» **GIVEN INFORMATION**:
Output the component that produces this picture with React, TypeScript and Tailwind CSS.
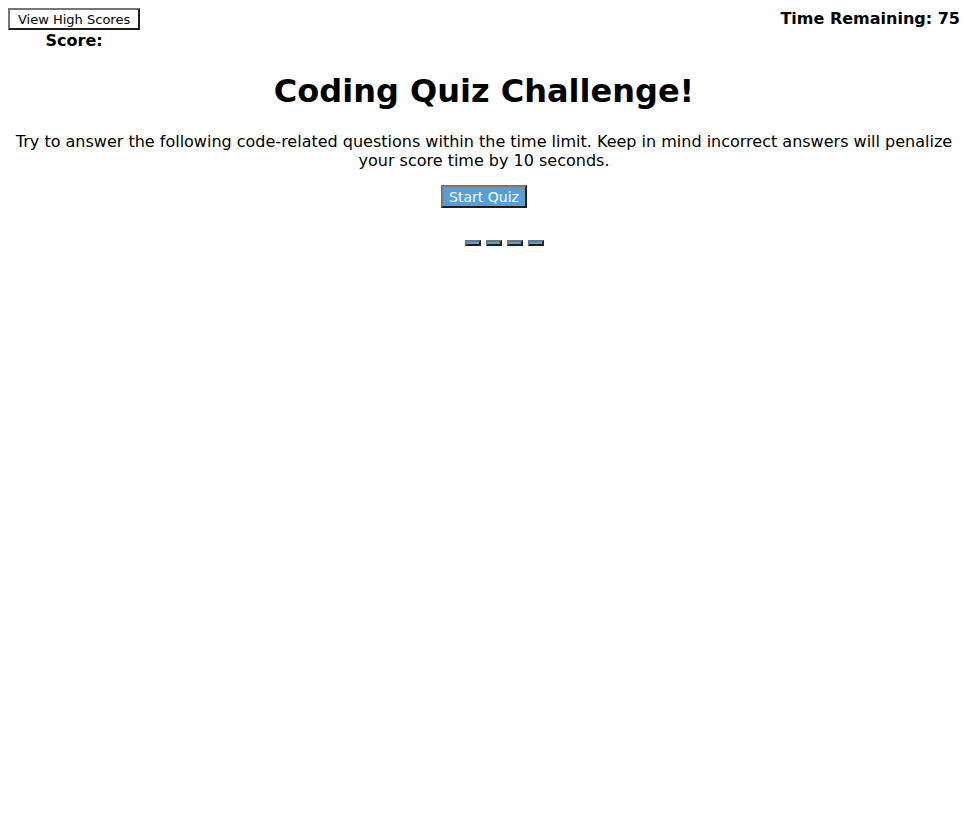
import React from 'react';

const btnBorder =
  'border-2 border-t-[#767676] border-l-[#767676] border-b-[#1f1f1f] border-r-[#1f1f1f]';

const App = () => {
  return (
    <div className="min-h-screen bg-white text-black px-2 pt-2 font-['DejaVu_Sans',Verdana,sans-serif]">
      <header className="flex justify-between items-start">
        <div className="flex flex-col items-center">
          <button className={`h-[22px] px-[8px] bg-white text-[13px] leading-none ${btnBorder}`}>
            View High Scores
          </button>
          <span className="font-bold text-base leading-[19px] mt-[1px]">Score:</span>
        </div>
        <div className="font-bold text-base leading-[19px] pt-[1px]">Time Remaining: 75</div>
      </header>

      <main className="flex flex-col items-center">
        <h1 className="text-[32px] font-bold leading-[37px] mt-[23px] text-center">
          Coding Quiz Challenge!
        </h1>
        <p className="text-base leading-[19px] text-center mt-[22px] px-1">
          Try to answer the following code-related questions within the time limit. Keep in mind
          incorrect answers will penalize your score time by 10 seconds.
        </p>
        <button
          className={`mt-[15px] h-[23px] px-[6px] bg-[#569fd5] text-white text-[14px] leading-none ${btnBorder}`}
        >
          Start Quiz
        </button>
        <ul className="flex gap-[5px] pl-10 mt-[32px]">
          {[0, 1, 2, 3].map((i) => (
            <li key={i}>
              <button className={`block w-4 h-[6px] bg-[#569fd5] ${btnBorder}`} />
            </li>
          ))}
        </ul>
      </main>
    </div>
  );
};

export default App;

» **WRITTEN EXERCISE**: Leave the pictures out and please restate exactly the lines running from the start of the material through the one with "border-l-[#767676] border-b-[#1f1f1f] border-r-[#1f1f1f]';".

» **CORRECT RESPONSE**:
Output the component that produces this picture with React, TypeScript and Tailwind CSS.
import React from 'react';

const btnBorder =
  'border-2 border-t-[#767676] border-l-[#767676] border-b-[#1f1f1f] border-r-[#1f1f1f]';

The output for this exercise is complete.